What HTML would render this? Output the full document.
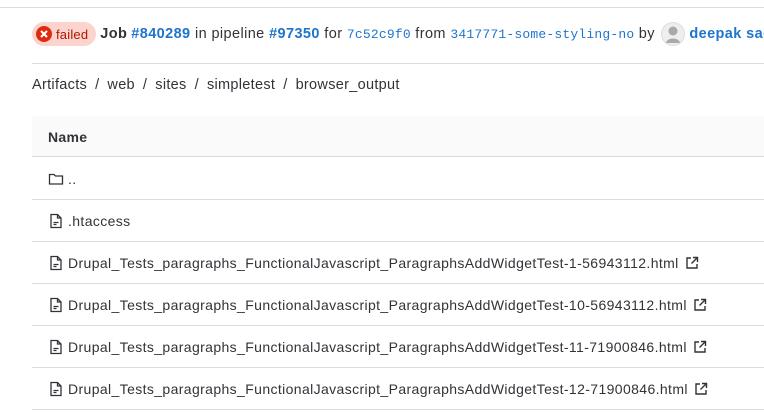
<!DOCTYPE html>
<html><head><meta charset="utf-8"><style>
*{margin:0;padding:0;box-sizing:border-box}
body{width:764px;height:412px;overflow:hidden;background:#fff;font-family:"Liberation Sans",sans-serif;color:#333238;font-size:14px;position:relative}
.a{color:#1f75cb;text-decoration:none}
.mono{font-family:"Liberation Mono",monospace;font-size:13px;color:#1f75cb;letter-spacing:0.2px}
.hdr{position:absolute;left:32px;top:22px;height:24px;display:flex;align-items:center;white-space:nowrap;letter-spacing:0.4px;font-size:14.5px}
.badge{display:flex;align-items:center;background:#fdd4cd;color:#ae1800;border-radius:12px;height:24px;padding:0 8px 0 4px;margin-right:4px;font-size:13px;letter-spacing:0.2px}
.badge .ic{width:16px;height:16px;border-radius:50%;background:#dd2b0e;margin-right:4px;display:flex;align-items:center;justify-content:center}
.line{position:absolute;height:1px;background:#dcdcde}
.bc{position:absolute;left:32px;top:77px;font-size:14.5px;letter-spacing:0.3px;white-space:nowrap}
.bc span{margin:0 8px}
.th{position:absolute;left:32px;right:0;top:116px;height:41px;background:#fafafa;border-bottom:1px solid #dcdcde;font-weight:bold;padding:13px 16px;letter-spacing:0.3px}
.row{position:absolute;left:32px;right:0;height:42px;border-bottom:1px solid #dcdcde;display:flex;align-items:center;padding-left:16px;white-space:nowrap;letter-spacing:0.38px}
.row svg{margin-right:4px;flex:none}
.ext{margin-left:6px}
</style></head><body>
<div class="line" style="left:0;right:0;top:7px"></div>
<div class="hdr">
<div class="badge"><div class="ic"><svg width="8" height="8" viewBox="0 0 8 8"><path d="M1 1L7 7M7 1L1 7" stroke="#fff" stroke-width="2"/></svg></div>failed</div>
<b style="margin-right:4px">Job</b><b class="a">#840289</b>&nbsp;in pipeline&nbsp;<b class="a">#97350</b>&nbsp;for&nbsp;<span class="mono">7c52c9f0</span>&nbsp;from&nbsp;<span class="mono">3417771-some-styling-no</span>&nbsp;by&nbsp;
<svg width="24" height="24" viewBox="0 0 24 24" style="margin:0 4px 0 2px"><circle cx="12" cy="12" r="11.5" fill="#eee" stroke="#ddd"/><circle cx="12" cy="9" r="4.5" fill="#a9a9a9"/><path d="M5 21c1-6 13-6 14 0" fill="#a9a9a9"/></svg><b class="a">deepak sagar</b>
</div>
<div class="line" style="left:32px;right:0;top:63px"></div>
<div class="bc">Artifacts<span>/</span>web<span>/</span>sites<span>/</span>simpletest<span>/</span>browser_output</div>
<div class="th">Name</div>
<div class="row" style="top:158px"><svg width="16" height="16" viewBox="0 0 16 16"><path d="M1.5 3.5h4.5l1.5 1.5h7v8h-13z" fill="none" stroke="#333238" stroke-width="1.3"/></svg>..</div>
<div class="row" style="top:200px"><svg width="16" height="16" viewBox="0 0 16 16"><path d="M3 1.5h6.5l3.5 3.5v9.5h-10z M9.5 1.5v3.5h3.5 M5.5 9.5h5M5.5 11.5h3" fill="none" stroke="#333238" stroke-width="1.3"/></svg>.htaccess</div>
<div class="row" style="top:242px"><svg width="16" height="16" viewBox="0 0 16 16"><path d="M3 1.5h6.5l3.5 3.5v9.5h-10z M9.5 1.5v3.5h3.5 M5.5 9.5h5M5.5 11.5h3" fill="none" stroke="#333238" stroke-width="1.3"/></svg>Drupal_Tests_paragraphs_FunctionalJavascript_ParagraphsAddWidgetTest-1-56943112.html<svg class="ext" width="14" height="14" viewBox="0 0 14 14"><path d="M6 2H2v10h10V8M8 1.5h4.5V6M12.5 1.5L6.5 7.5" fill="none" stroke="#333238" stroke-width="1.4"/></svg></div>
<div class="row" style="top:284px"><svg width="16" height="16" viewBox="0 0 16 16"><path d="M3 1.5h6.5l3.5 3.5v9.5h-10z M9.5 1.5v3.5h3.5 M5.5 9.5h5M5.5 11.5h3" fill="none" stroke="#333238" stroke-width="1.3"/></svg>Drupal_Tests_paragraphs_FunctionalJavascript_ParagraphsAddWidgetTest-10-56943112.html<svg class="ext" width="14" height="14" viewBox="0 0 14 14"><path d="M6 2H2v10h10V8M8 1.5h4.5V6M12.5 1.5L6.5 7.5" fill="none" stroke="#333238" stroke-width="1.4"/></svg></div>
<div class="row" style="top:326px"><svg width="16" height="16" viewBox="0 0 16 16"><path d="M3 1.5h6.5l3.5 3.5v9.5h-10z M9.5 1.5v3.5h3.5 M5.5 9.5h5M5.5 11.5h3" fill="none" stroke="#333238" stroke-width="1.3"/></svg>Drupal_Tests_paragraphs_FunctionalJavascript_ParagraphsAddWidgetTest-11-71900846.html<svg class="ext" width="14" height="14" viewBox="0 0 14 14"><path d="M6 2H2v10h10V8M8 1.5h4.5V6M12.5 1.5L6.5 7.5" fill="none" stroke="#333238" stroke-width="1.4"/></svg></div>
<div class="row" style="top:368px"><svg width="16" height="16" viewBox="0 0 16 16"><path d="M3 1.5h6.5l3.5 3.5v9.5h-10z M9.5 1.5v3.5h3.5 M5.5 9.5h5M5.5 11.5h3" fill="none" stroke="#333238" stroke-width="1.3"/></svg>Drupal_Tests_paragraphs_FunctionalJavascript_ParagraphsAddWidgetTest-12-71900846.html<svg class="ext" width="14" height="14" viewBox="0 0 14 14"><path d="M6 2H2v10h10V8M8 1.5h4.5V6M12.5 1.5L6.5 7.5" fill="none" stroke="#333238" stroke-width="1.4"/></svg></div>
</body></html>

######

* [GIVEN PROBLEM]: Quote the data above in full and without alteration; skip the pictures.

* [OUTPUT BELOW]:
What HTML would render this? Output the full document.
<!DOCTYPE html>
<html><head><meta charset="utf-8"><style>
*{margin:0;padding:0;box-sizing:border-box}
body{width:764px;height:412px;overflow:hidden;background:#fff;font-family:"Liberation Sans",sans-serif;color:#333238;font-size:14px;position:relative}
.a{color:#1f75cb;text-decoration:none}
.mono{font-family:"Liberation Mono",monospace;font-size:13px;color:#1f75cb;letter-spacing:0.2px}
.hdr{position:absolute;left:32px;top:22px;height:24px;display:flex;align-items:center;white-space:nowrap;letter-spacing:0.4px;font-size:14.5px}
.badge{display:flex;align-items:center;background:#fdd4cd;color:#ae1800;border-radius:12px;height:24px;padding:0 8px 0 4px;margin-right:4px;font-size:13px;letter-spacing:0.2px}
.badge .ic{width:16px;height:16px;border-radius:50%;background:#dd2b0e;margin-right:4px;display:flex;align-items:center;justify-content:center}
.line{position:absolute;height:1px;background:#dcdcde}
.bc{position:absolute;left:32px;top:77px;font-size:14.5px;letter-spacing:0.3px;white-space:nowrap}
.bc span{margin:0 8px}
.th{position:absolute;left:32px;right:0;top:116px;height:41px;background:#fafafa;border-bottom:1px solid #dcdcde;font-weight:bold;padding:13px 16px;letter-spacing:0.3px}
.row{position:absolute;left:32px;right:0;height:42px;border-bottom:1px solid #dcdcde;display:flex;align-items:center;padding-left:16px;white-space:nowrap;letter-spacing:0.38px}
.row svg{margin-right:4px;flex:none}
.ext{margin-left:6px}
</style></head><body>
<div class="line" style="left:0;right:0;top:7px"></div>
<div class="hdr">
<div class="badge"><div class="ic"><svg width="8" height="8" viewBox="0 0 8 8"><path d="M1 1L7 7M7 1L1 7" stroke="#fff" stroke-width="2"/></svg></div>failed</div>
<b style="margin-right:4px">Job</b><b class="a">#840289</b>&nbsp;in pipeline&nbsp;<b class="a">#97350</b>&nbsp;for&nbsp;<span class="mono">7c52c9f0</span>&nbsp;from&nbsp;<span class="mono">3417771-some-styling-no</span>&nbsp;by&nbsp;
<svg width="24" height="24" viewBox="0 0 24 24" style="margin:0 4px 0 2px"><circle cx="12" cy="12" r="11.5" fill="#eee" stroke="#ddd"/><circle cx="12" cy="9" r="4.5" fill="#a9a9a9"/><path d="M5 21c1-6 13-6 14 0" fill="#a9a9a9"/></svg><b class="a">deepak sagar</b>
</div>
<div class="line" style="left:32px;right:0;top:63px"></div>
<div class="bc">Artifacts<span>/</span>web<span>/</span>sites<span>/</span>simpletest<span>/</span>browser_output</div>
<div class="th">Name</div>
<div class="row" style="top:158px"><svg width="16" height="16" viewBox="0 0 16 16"><path d="M1.5 3.5h4.5l1.5 1.5h7v8h-13z" fill="none" stroke="#333238" stroke-width="1.3"/></svg>..</div>
<div class="row" style="top:200px"><svg width="16" height="16" viewBox="0 0 16 16"><path d="M3 1.5h6.5l3.5 3.5v9.5h-10z M9.5 1.5v3.5h3.5 M5.5 9.5h5M5.5 11.5h3" fill="none" stroke="#333238" stroke-width="1.3"/></svg>.htaccess</div>
<div class="row" style="top:242px"><svg width="16" height="16" viewBox="0 0 16 16"><path d="M3 1.5h6.5l3.5 3.5v9.5h-10z M9.5 1.5v3.5h3.5 M5.5 9.5h5M5.5 11.5h3" fill="none" stroke="#333238" stroke-width="1.3"/></svg>Drupal_Tests_paragraphs_FunctionalJavascript_ParagraphsAddWidgetTest-1-56943112.html<svg class="ext" width="14" height="14" viewBox="0 0 14 14"><path d="M6 2H2v10h10V8M8 1.5h4.5V6M12.5 1.5L6.5 7.5" fill="none" stroke="#333238" stroke-width="1.4"/></svg></div>
<div class="row" style="top:284px"><svg width="16" height="16" viewBox="0 0 16 16"><path d="M3 1.5h6.5l3.5 3.5v9.5h-10z M9.5 1.5v3.5h3.5 M5.5 9.5h5M5.5 11.5h3" fill="none" stroke="#333238" stroke-width="1.3"/></svg>Drupal_Tests_paragraphs_FunctionalJavascript_ParagraphsAddWidgetTest-10-56943112.html<svg class="ext" width="14" height="14" viewBox="0 0 14 14"><path d="M6 2H2v10h10V8M8 1.5h4.5V6M12.5 1.5L6.5 7.5" fill="none" stroke="#333238" stroke-width="1.4"/></svg></div>
<div class="row" style="top:326px"><svg width="16" height="16" viewBox="0 0 16 16"><path d="M3 1.5h6.5l3.5 3.5v9.5h-10z M9.5 1.5v3.5h3.5 M5.5 9.5h5M5.5 11.5h3" fill="none" stroke="#333238" stroke-width="1.3"/></svg>Drupal_Tests_paragraphs_FunctionalJavascript_ParagraphsAddWidgetTest-11-71900846.html<svg class="ext" width="14" height="14" viewBox="0 0 14 14"><path d="M6 2H2v10h10V8M8 1.5h4.5V6M12.5 1.5L6.5 7.5" fill="none" stroke="#333238" stroke-width="1.4"/></svg></div>
<div class="row" style="top:368px"><svg width="16" height="16" viewBox="0 0 16 16"><path d="M3 1.5h6.5l3.5 3.5v9.5h-10z M9.5 1.5v3.5h3.5 M5.5 9.5h5M5.5 11.5h3" fill="none" stroke="#333238" stroke-width="1.3"/></svg>Drupal_Tests_paragraphs_FunctionalJavascript_ParagraphsAddWidgetTest-12-71900846.html<svg class="ext" width="14" height="14" viewBox="0 0 14 14"><path d="M6 2H2v10h10V8M8 1.5h4.5V6M12.5 1.5L6.5 7.5" fill="none" stroke="#333238" stroke-width="1.4"/></svg></div>
</body></html>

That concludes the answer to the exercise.